Highly localized quasiatomic minimal basis orbitals for Mo from ab initio calculations

A minimal basis set of localized quasiatomic orbitals for Mo is constructed using the fully converged eigenstates from first-principles calculations with a large basis set. The orbitals, although similar in shape to those of a free atom, are slightly deformed such that it can reproduce all the occupied-state electronic properties of the system. They are very useful for analyzing chemical bonding by calculating the Mulliken overlap population and bond order index between atoms. In addition, the transferability of tight-binding parametrizations can be evaluated, for example, the effect of the two-center approximation.

Figure 1

Three-dimensional plots for the six QUAMBOs of Mo in bcc structure. A cubic unit cell of the bcc structure is also shown in the same scale as in the QUAMBO plot.

Figure 2

Contour plot of the QUAMBOs of Mo in bcc structure shown in Fig. 1: (a) $s$-like, (b) $d_{yz}$-like, (c) $d_{x^2-y^2}$-like, and (d) $d_{3z^2-r^2}$-like QUAMBOs with their corresponding QUAMBOs of Mo in fcc structure and free-atom orbitals for comparison. (a), (b), and (d) are plotted in the (100) plane and (c) is plotted in the (001) plane. The solid and dotted contour lines have opposite sign. The outermost contour line has the value of $0.02{\mathrm{\AA }}^{-3∕2}$. The contour step is $0.02{\mathrm{\AA }}^{-3∕2}$ for (a) and $0.04{\mathrm{\AA }}^{-3∕2}$ for (b)–(d). The two perpendicular lines passing through the center of the QUAMBOs indicate the directions of the nearest-neighbor atoms. If the nearest neighbors are out of the plane, the lines are drawn as dashed. The corners of the square indicate the positions of the second nearest neighbors.

Figure 3

Electronic band structure for bcc-Mo along symmetry directions calculated using a mixed-basis first-principles LDA method (solid line) and using QUAMBOs as a basis set (dotted line).

Figure 4

(Color online) (a) Electronic density of states of bcc-Mo obtained by using QUAMBOs as a basis set, compared with those from the original mixed-basis first-principles LDA calculations. (b) Projected density of states into $s$ and $d$ components by using QUAMBOs as a basis set and by simple projection (projecting the eigenstates onto spherical harmonics in atomic spheres). (c) Projected density of states using QUAMBOs illustrating the $s$ and $d$ contribution add up to the total density of states.

Figure 5

The matrix elements $M_{i0,jn}$ (top) and bond order index ${\mathrm{BO}}_{i0,jn}$ (bottom) between the origin atom and its various neighbors for Mo in bcc and fcc structures.

Figure 6

The matrix elements $M_{i0,jn}$ between the origin atom and its various neighbors for diamond-Si, fcc-Al, and bcc-Mo.

Figure 7

Overlap integrals as a function of interatomic distance for Mo in the bcc, fcc, and sc structures decomposed under the Slater-Koster tight-binding scheme.

Figure 8

Nonorthogonal hopping integrals for Mo as a function of interatomic distance in the bcc, fcc, and sc structures decomposed under the Slater-Koster tight-binding scheme.

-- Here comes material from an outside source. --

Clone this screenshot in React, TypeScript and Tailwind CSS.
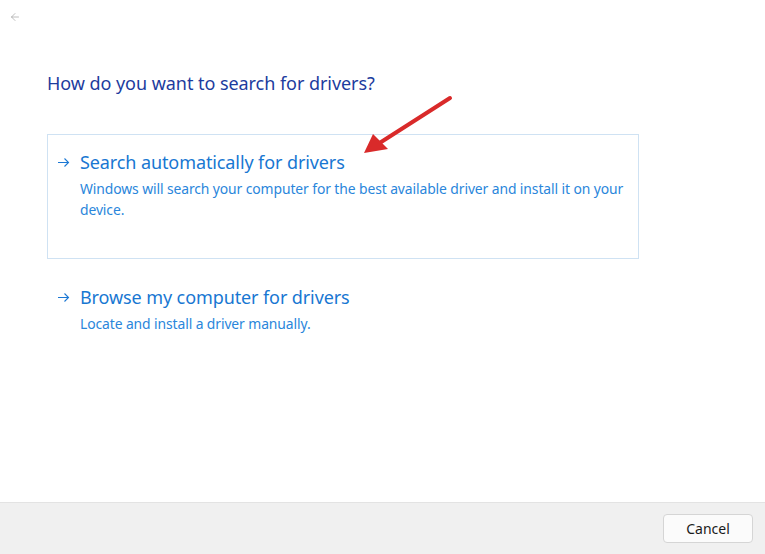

The black (gray) data points correspond to hopping integrals extracted from nearest (second nearest) neighbors, while the unshaded points correspond to third and further neighbors.

Figure 9

Contour plot of the (a) $s$-like, (b) $d_{yz}$-like, (c) $d_{x^2-y^2}$-like, and (d) $d_{3z^2-r^2}$-like orthogonal QUAMBOs in bcc structure at equilibrium lattice constant. The values of the contour lines and indications of the neighbors’ atomic positions are the same as in Fig. 2.

Figure 10

Contour plot of the (a) $s$-like, (b) $d_{yz}$-like, (c) $d_{x^2-y^2}$-like, and (d) $d_{3z^2-r^2}$-like orthogonal QUAMBOs in fcc structure at equilibrium lattice constant. The values of the contour lines and indications of the neighbors’ atomic positions are the same as in Fig. 2.

Figure 11

Orthogonal hopping integrals for Mo as a function of interatomic distance in the bcc, fcc, and sc structures decomposed under the Slater-Koster tight-binding scheme. The black (gray) data points correspond to hopping integrals extracted from nearest (second nearest) neighbors, while the unshaded points correspond to third and further neighbors.